Penggunaan badan hukum KSM dan koperasi untuk BMT itu disebabkan karena BMT tidak termasuk kepada lembaga keuangan formal yang dijelaskan UU Nomor 7 Tahun 1992 dan UU Nomor 10 Tahun 1998 tentang perbankan, yang dapat dioperasikan untuk menghimpun dan menyalurkan dana masyarakat. Menurut undang –undang , pihak yang menghimpun dan menyalurkan dana masyarakat adalah bank umum dan bank perkreditan rakyat, baik dioperasikan dengan cara konvensional maupun dengan cara bagi hasil. Namun demikian, kalau BMT dengan badan hukum KSM atau koperasi itu telah berkembang dan telah memenuhi syarat-syarat BPR, maka pihak manajemen dapat mengusulkan diri kepada pemerintah agar BMT itu dijadikan sebagai BPRS dengan badan hukum koperasi atau perseroan terbatas.

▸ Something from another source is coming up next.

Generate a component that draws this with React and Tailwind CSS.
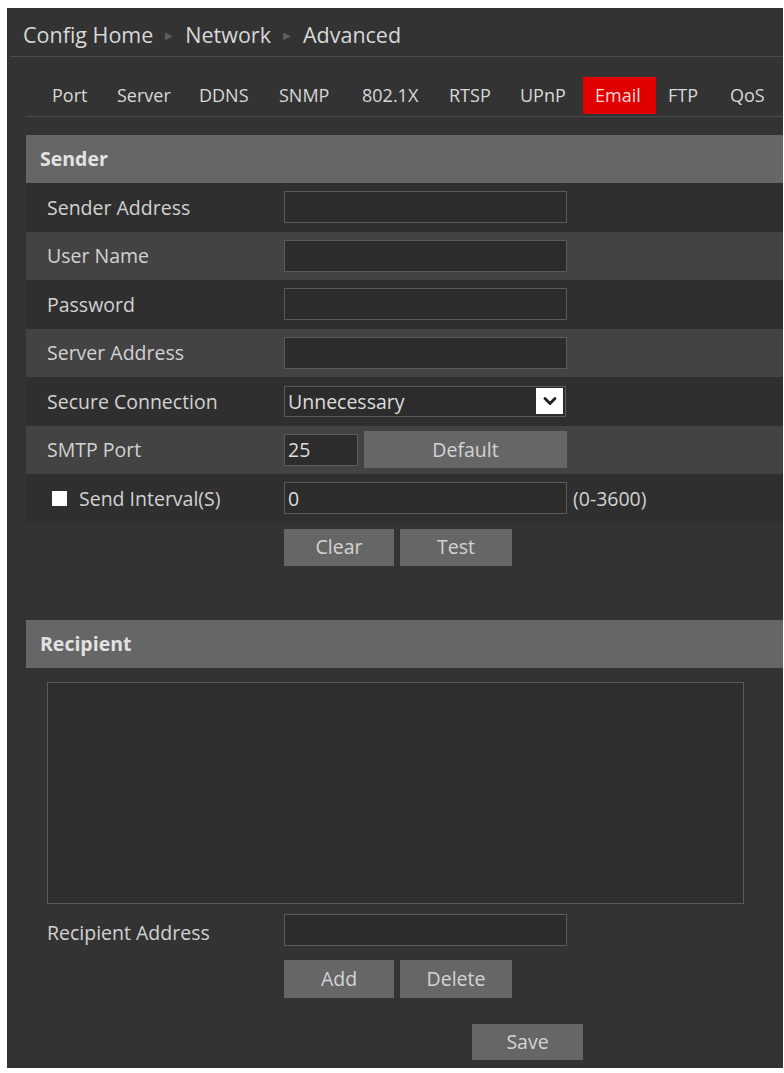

Peran umum BMT yang dilakukan adalah melakukan pembinaan dan pendanaan yang berdasrkan sistem syariah. Peran ini menegaskan arti penting prinsip-prinsip syariah dalam kehidupan ekonomi masyarakat. SEbagai lembaga keuangan syariah yang bersentuhan langsung dengan kehidupan masyarakat kecil yang seba cukup (ilmu pengetahuan ataupun materi), maka BMT mempunyai tugas penting dalam segala aspek kehidupan masyarakat.

D. Kesimpulan

Kajian Hukum Bisnis Syariah adalah merupakan suatu kajian yang relatif baru dan eksistensinya sangat dibutuhkan. Banyak permasalahan – permasalahan bisnis syariah yang perlu diberikan solusinya, baik masalah antar sesama lembaga ekonomi syariah maupun masalah antara lembaga ekonomi syariah dengan lembaga ekonomi konvensional. Tujuan dari Kajian Hukum Bisnis Syariah ini adalah mengupayakan terwujud sistim bisnis syariah yang sesuai dengan syariat Islam. Kemudian Hukum bisnis Syariah ini tersosialisasi kepada masyarakat luas sehingga semua kuam muslimin dapat mengetahui hukum bisnis syariah.